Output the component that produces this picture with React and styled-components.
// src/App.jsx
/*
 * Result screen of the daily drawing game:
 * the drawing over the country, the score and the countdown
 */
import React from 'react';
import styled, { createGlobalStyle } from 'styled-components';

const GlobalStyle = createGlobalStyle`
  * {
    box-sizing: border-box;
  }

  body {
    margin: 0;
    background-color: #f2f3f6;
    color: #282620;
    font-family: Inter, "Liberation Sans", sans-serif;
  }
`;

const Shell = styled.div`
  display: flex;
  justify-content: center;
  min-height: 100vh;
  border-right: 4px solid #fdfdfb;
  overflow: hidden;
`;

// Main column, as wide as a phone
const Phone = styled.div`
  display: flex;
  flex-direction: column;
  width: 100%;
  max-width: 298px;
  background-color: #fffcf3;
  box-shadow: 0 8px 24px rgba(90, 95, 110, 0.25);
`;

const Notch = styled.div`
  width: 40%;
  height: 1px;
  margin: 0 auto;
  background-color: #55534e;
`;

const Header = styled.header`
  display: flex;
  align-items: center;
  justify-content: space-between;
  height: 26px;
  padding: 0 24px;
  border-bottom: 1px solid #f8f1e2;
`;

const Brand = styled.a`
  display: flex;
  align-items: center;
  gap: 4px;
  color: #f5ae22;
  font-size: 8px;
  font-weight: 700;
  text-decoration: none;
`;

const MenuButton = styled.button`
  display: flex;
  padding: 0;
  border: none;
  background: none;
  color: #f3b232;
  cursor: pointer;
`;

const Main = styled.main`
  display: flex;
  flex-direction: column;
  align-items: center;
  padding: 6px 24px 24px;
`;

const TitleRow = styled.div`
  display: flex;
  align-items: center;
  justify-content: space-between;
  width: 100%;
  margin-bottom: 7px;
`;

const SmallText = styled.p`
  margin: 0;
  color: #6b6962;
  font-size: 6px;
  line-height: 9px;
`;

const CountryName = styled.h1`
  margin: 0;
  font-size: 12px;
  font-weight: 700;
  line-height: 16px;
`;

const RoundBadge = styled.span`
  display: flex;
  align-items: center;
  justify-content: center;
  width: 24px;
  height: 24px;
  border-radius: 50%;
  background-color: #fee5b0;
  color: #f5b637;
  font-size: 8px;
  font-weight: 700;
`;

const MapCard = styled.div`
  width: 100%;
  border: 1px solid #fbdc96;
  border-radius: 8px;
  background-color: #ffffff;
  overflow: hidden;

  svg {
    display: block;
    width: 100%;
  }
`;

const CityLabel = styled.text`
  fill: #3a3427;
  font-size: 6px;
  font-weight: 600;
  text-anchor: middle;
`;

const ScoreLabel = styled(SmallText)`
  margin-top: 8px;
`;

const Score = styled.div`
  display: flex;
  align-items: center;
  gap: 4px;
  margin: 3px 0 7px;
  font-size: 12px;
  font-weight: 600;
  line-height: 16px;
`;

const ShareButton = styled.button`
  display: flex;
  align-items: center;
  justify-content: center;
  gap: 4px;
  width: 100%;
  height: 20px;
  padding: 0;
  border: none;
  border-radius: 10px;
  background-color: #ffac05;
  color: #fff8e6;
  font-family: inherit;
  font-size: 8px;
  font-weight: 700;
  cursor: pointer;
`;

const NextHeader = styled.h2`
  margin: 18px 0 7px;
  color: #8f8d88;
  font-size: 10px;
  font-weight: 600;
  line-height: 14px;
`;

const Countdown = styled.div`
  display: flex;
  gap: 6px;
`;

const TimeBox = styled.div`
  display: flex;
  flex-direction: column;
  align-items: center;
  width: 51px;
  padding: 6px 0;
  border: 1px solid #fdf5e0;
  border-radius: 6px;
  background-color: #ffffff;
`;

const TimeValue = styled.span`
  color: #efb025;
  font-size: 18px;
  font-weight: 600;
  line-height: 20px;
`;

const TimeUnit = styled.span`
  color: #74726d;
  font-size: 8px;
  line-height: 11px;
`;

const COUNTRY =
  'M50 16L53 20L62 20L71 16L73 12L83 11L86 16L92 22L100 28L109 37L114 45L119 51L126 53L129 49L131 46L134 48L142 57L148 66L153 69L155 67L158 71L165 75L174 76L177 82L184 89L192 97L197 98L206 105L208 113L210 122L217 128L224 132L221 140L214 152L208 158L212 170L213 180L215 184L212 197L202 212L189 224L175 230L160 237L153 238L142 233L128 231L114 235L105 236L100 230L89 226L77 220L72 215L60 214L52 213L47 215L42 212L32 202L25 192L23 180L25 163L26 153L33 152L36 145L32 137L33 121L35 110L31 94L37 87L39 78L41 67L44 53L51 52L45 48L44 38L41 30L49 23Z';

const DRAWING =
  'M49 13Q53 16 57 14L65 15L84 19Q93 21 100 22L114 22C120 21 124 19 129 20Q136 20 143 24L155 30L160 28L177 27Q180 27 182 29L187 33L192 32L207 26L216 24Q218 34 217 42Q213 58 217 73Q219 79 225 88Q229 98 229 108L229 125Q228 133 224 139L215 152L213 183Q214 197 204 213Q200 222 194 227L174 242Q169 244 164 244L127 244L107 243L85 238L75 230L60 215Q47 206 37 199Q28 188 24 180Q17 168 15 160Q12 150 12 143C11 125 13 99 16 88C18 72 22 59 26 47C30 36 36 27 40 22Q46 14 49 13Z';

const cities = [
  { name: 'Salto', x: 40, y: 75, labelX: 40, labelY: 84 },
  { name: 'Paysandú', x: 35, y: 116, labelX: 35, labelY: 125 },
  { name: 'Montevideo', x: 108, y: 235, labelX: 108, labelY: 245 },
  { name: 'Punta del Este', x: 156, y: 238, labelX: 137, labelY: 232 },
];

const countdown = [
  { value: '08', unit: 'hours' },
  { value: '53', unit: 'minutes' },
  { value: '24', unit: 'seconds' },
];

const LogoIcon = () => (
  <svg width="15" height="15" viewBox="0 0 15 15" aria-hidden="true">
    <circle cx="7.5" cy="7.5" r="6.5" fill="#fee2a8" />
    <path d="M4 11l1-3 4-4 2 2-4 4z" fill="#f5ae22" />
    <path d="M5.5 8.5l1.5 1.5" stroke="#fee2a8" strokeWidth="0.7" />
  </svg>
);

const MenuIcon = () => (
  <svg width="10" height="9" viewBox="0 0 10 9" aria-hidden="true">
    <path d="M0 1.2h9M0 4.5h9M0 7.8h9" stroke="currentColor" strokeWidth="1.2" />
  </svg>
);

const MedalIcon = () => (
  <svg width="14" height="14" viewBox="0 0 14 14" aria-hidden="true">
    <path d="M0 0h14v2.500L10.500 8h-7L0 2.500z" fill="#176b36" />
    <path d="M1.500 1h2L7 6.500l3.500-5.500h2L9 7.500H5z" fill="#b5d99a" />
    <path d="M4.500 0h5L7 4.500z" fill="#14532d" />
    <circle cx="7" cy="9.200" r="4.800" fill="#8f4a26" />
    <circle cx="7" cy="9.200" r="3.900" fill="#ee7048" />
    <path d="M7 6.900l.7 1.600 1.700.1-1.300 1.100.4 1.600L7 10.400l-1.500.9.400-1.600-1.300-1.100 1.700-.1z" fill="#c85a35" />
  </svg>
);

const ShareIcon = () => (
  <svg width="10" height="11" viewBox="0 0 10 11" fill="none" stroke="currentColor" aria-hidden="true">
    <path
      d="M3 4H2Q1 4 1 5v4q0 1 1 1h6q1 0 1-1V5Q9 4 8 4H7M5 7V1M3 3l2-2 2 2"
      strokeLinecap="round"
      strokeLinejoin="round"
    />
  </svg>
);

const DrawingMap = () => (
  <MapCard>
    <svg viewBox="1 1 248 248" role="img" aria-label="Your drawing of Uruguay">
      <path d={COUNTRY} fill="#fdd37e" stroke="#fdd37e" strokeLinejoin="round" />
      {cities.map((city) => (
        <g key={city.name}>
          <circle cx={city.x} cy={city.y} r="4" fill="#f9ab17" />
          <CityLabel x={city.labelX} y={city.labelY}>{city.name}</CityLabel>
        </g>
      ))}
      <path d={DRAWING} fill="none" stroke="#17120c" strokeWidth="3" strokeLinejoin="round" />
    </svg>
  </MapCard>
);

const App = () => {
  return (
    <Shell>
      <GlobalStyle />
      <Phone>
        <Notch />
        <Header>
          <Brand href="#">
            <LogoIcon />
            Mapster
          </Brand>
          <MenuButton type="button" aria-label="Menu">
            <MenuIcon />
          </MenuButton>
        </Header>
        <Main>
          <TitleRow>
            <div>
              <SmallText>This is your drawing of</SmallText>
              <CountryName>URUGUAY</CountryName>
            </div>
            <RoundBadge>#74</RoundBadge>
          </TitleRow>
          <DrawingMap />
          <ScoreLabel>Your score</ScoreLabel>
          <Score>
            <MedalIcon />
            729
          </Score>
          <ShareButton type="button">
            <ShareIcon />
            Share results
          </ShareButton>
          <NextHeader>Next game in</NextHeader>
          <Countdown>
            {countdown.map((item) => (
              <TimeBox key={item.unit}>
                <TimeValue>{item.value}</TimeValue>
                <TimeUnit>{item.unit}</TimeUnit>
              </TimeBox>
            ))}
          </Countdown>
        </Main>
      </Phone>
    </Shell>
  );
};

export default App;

——————————

_Written instruction:_ Each line that holds the word "components" is to be copied.

_Exercise output:_
Output the component that produces this picture with React and styled-components.
import styled, { createGlobalStyle } from 'styled-components';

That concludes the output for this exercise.